Kiedy migranci przeszli na polską stronę, żołnierze oddali kilka strzałów ostrzegawczych w powietrze. Potem kolejne. Kiedy to nie pomogło, a migranci nadal szli naprzód, żołnierze "w ramach obrony własnej zaczynają strzelać przed nimi w ziemię" - relacjonuje Onet.
W końcu migranci się wycofali, a na miejscu pojawiła się Straż Graniczna. Została wezwana także Żandarmeria Wojskowa.
- Trzech chłopaków z kompanii wyprowadzono w kajdankach jak bandytów. Wobec dwóch z nich ruszyły postępowania, zostali zawieszeni. Wyszli z aresztu tylko dlatego, że w batalionie zrobiliśmy zrzutkę, żeby im prawnika załatwić, bo dowódca nie był zainteresowany, aby im w jakikolwiek sposób pomóc - mówi Onetowi jeden z żołnierzy.
Jak wykazało późniejsze dochodzenie w trakcie interwencji padły 43 strzały. Ale nawet Ministerstwo Obrony Narodowej przyznało, że napierających migrantów było kilkudziesięciu i byli uzbrojeni w niebezpieczne przedmioty.
Dalsza część artykułu pod materiałem wideo
W tej chwili żołnierze zostali już zwolnieni z aresztu. Nadal przed nimi jednak proces, w którym zostali oskarżeni o przekroczenie uprawnień i narażenie życia oraz zdrowia innych osób.
Sytuacja oburzyła polskich wojskowych.
- Nie skuwa się polskiego żołnierza w mundurze w kajdany. Uważam, że nadszedł czas, by minister Adam Bodnar się temu przyjrzał i odpowiedział, dlaczego żołnierzy, którzy nikomu krzywdy nie zrobili, w tak haniebny sposób się traktuje - komentuje w rozmowie z Onetem gen.
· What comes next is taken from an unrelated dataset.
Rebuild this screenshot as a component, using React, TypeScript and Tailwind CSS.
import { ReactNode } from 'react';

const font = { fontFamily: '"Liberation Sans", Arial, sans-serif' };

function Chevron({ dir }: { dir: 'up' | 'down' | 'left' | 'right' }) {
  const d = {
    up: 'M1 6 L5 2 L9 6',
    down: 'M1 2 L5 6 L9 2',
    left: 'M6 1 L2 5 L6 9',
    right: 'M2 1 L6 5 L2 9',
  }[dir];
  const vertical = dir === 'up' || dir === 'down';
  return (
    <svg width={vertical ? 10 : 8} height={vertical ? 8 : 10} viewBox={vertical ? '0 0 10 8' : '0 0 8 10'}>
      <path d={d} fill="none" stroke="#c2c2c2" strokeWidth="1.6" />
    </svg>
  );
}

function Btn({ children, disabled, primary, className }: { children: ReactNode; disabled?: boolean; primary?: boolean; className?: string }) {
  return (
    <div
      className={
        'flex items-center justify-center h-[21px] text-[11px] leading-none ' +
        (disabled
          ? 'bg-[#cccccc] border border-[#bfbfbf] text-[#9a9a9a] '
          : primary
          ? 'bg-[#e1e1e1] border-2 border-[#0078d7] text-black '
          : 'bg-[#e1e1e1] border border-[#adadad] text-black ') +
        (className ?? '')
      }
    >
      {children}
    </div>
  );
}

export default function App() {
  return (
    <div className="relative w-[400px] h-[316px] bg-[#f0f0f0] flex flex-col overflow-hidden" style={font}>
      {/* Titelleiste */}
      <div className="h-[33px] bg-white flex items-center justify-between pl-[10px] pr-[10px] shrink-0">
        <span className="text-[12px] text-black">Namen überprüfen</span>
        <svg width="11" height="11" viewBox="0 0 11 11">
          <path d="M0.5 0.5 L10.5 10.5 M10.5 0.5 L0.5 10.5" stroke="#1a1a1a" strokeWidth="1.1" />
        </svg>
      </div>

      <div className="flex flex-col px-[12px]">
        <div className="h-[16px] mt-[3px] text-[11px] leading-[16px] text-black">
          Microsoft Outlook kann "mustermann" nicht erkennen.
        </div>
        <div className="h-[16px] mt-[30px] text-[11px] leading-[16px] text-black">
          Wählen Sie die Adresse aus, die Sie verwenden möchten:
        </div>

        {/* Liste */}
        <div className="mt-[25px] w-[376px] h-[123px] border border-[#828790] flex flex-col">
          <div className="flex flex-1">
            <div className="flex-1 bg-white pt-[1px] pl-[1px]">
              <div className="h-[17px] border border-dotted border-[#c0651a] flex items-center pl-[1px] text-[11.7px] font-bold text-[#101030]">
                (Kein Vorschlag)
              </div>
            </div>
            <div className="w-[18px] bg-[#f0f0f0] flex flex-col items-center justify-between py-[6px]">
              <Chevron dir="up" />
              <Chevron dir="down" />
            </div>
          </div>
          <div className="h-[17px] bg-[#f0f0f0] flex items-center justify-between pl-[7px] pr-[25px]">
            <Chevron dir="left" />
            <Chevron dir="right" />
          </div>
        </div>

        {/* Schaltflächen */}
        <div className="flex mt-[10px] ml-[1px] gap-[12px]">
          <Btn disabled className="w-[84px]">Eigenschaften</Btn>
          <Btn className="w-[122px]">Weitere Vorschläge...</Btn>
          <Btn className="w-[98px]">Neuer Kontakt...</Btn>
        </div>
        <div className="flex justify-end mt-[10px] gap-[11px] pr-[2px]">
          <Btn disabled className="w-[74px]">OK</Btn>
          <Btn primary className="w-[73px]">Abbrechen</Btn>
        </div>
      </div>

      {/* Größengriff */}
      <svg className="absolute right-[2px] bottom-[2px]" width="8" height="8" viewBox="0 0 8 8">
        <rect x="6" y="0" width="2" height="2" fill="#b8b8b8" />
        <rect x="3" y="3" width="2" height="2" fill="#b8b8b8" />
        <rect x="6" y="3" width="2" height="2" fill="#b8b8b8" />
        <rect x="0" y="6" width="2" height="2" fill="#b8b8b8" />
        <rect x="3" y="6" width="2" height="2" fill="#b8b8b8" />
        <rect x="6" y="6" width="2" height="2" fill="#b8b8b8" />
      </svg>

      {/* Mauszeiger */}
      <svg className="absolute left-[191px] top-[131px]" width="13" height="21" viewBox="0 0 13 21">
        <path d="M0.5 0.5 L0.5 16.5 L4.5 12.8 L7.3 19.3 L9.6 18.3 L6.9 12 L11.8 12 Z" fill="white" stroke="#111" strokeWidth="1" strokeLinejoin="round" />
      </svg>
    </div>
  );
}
Waldemar Skrzypczak, były dowódca Wojsk Lądowych.
- Dostali zadanie, by strzec naszej granicy. Wykonali je, a teraz państwo traktuje ich jak bandytów. Za to powinny polecieć głowy dowódców - mówi inny dowódca.
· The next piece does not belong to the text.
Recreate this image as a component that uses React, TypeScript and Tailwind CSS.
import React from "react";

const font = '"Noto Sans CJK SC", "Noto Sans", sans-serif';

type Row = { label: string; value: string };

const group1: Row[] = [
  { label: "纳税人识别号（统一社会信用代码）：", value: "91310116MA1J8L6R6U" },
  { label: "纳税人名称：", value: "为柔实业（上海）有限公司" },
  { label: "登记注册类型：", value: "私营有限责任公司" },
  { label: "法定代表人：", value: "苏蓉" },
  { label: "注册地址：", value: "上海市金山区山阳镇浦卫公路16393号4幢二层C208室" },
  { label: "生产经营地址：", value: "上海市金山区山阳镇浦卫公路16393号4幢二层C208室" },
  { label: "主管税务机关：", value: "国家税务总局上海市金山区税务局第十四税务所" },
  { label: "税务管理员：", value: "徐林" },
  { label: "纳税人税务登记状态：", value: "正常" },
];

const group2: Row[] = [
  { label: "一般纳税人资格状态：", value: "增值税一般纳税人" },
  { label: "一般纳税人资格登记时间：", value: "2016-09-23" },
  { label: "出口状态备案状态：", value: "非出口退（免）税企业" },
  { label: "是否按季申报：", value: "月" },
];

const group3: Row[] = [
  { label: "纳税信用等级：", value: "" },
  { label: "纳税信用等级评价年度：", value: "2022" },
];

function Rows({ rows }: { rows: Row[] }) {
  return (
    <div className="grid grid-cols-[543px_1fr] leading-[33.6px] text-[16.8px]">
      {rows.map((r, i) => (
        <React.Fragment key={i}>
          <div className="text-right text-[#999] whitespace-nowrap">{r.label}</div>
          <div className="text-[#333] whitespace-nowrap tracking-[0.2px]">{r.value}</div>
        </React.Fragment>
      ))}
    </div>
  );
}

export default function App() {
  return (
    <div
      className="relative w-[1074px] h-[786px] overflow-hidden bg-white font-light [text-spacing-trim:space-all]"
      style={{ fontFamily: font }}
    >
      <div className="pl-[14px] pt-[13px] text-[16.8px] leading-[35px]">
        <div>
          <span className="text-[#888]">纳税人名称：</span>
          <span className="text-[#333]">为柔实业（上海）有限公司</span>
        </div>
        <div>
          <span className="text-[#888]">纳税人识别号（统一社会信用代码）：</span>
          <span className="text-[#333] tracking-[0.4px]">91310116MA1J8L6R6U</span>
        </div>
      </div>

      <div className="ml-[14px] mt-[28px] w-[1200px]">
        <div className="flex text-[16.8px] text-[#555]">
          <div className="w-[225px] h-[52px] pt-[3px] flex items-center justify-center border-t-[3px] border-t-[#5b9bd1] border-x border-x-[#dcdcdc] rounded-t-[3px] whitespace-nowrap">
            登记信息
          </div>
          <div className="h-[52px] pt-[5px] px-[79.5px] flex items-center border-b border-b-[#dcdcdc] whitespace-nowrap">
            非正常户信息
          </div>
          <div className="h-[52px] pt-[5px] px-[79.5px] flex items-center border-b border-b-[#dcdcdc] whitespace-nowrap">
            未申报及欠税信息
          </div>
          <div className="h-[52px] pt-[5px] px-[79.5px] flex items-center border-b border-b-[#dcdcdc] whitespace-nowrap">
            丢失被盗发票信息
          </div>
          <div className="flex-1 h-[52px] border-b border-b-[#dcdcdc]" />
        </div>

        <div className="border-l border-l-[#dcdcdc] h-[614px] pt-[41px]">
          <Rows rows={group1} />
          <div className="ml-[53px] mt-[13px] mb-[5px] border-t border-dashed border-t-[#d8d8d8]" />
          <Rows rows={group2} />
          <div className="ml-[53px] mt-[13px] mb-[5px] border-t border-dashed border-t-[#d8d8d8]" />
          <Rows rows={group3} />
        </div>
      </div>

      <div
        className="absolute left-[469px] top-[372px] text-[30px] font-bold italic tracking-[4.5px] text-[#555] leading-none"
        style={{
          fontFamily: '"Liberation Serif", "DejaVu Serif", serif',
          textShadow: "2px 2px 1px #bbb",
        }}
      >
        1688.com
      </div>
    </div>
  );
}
Żołnierz zaatakowany w tym samym miejscu
Informacje na temat zdarzenia sprzed dwóch miesięcy wychodzą na jaw zaledwie tydzień po ataku na polskiego żołnierza, który został ugodzony nożem przez migranta. Doszło do tego właśnie w Dubiczach Cerkiewnych.
- W każdej sytuacji, szczególnie w tak dramatycznej, jak atak na naszego żołnierza, jesteśmy z wami, po waszej stronie - mówił 29 maja do żołnierzy premier Donald Tusk. Podkreślił, że nie będzie żadnego zawahania, jeśli chodzi o wsparcie dla funkcjonariuszy broniących polskiej granicy.
Na doniesienia w sprawie pociągnięcia żołnierzy do odpowiedzialności za użycie broni zareagował w środę wieczorem szef MON, wicepremier Władysław Kosiniak-Kamysz.
"Zatrzymanie żołnierzy oddających strzały alarmowe w kierunku atakujących migrantów jest nie do przyjęcia. Działania Żandarmerii Wojskowej wobec zatrzymanych zostaną bezwzględnie wyjaśnione. Żołnierze stojący na straży bezpieczeństwa państwa muszą być pewni, że procedury prawne ich chronią. Będę zawsze stał po stronie honoru żołnierzy" - stwierdził Kosiniak-Kamysz.